■ **Problem to solve**
Show every line containing "this" by copying it.

■ **Material to process**
● ● ● ●
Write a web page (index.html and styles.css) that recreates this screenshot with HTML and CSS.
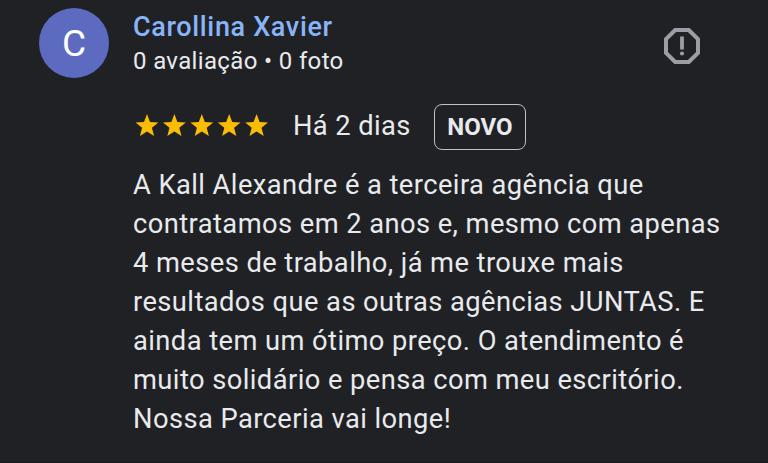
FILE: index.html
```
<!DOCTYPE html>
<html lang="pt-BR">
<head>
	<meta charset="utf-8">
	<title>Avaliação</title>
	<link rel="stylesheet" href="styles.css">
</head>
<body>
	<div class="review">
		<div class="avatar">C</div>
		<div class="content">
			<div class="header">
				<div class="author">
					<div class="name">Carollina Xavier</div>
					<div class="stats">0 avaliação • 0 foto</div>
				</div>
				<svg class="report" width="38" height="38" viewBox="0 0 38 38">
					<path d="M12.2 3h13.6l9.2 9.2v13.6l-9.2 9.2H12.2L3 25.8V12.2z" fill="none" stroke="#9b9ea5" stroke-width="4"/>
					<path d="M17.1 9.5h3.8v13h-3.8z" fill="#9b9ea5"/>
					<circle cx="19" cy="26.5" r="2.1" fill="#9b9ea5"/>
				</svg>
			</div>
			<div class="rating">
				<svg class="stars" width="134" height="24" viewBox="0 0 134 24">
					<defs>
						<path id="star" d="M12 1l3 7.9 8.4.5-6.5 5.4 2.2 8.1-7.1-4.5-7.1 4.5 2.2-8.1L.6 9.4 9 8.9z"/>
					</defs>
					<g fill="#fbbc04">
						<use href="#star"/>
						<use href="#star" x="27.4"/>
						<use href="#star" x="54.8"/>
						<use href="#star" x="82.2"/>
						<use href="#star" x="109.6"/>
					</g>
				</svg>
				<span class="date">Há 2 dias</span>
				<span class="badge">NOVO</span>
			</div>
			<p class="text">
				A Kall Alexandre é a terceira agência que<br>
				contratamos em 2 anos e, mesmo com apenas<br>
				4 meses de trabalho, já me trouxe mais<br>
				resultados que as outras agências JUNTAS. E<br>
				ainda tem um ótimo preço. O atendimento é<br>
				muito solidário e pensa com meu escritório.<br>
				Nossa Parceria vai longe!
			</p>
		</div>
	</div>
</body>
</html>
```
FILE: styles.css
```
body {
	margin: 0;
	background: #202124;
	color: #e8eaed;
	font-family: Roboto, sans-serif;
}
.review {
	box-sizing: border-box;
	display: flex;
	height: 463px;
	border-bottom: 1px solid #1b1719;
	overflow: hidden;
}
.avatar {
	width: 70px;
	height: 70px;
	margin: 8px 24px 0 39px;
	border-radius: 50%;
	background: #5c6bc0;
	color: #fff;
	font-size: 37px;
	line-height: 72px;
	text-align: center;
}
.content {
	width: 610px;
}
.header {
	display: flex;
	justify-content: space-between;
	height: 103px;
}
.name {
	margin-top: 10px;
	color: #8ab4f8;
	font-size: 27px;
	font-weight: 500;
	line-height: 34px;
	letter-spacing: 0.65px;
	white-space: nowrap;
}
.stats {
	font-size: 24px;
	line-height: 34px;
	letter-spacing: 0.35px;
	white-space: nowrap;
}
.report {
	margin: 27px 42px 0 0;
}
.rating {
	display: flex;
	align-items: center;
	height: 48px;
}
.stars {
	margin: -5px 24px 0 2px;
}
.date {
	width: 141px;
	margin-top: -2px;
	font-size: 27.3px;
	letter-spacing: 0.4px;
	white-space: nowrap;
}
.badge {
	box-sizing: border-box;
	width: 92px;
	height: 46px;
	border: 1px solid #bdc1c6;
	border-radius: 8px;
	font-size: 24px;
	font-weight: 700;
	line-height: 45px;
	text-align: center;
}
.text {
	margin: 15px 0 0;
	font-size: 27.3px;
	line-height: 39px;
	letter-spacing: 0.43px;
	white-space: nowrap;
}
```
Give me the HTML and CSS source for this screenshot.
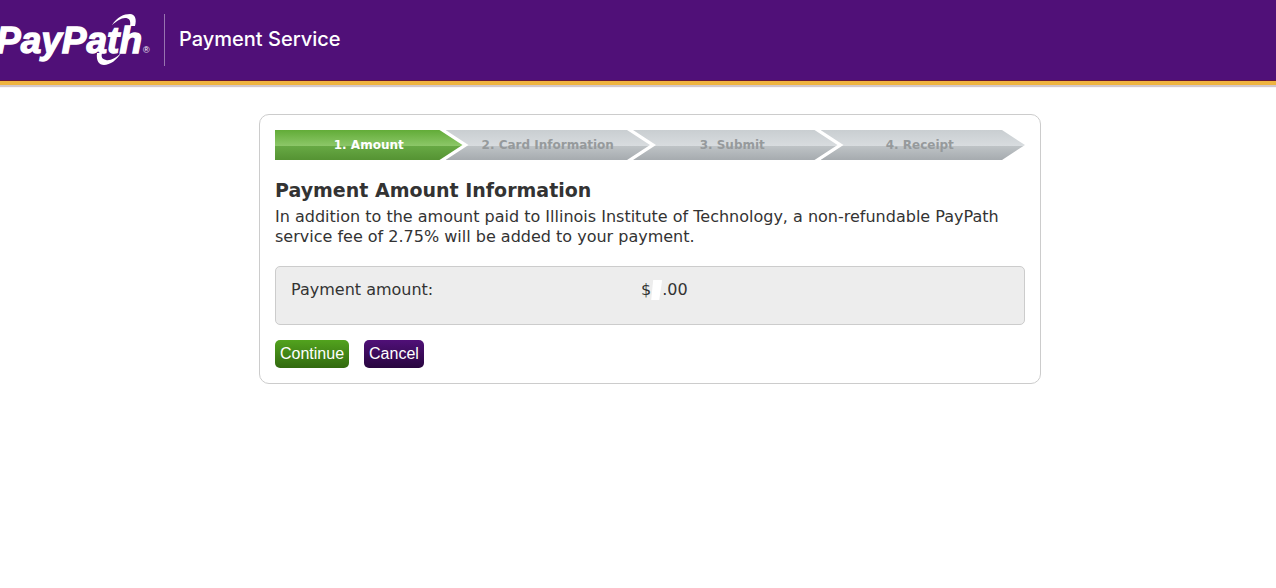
● ● ● ●
■ **Written reply**
Write a web page (index.html and styles.css) that recreates this screenshot with HTML and CSS.
Give me the HTML and CSS source for this screenshot.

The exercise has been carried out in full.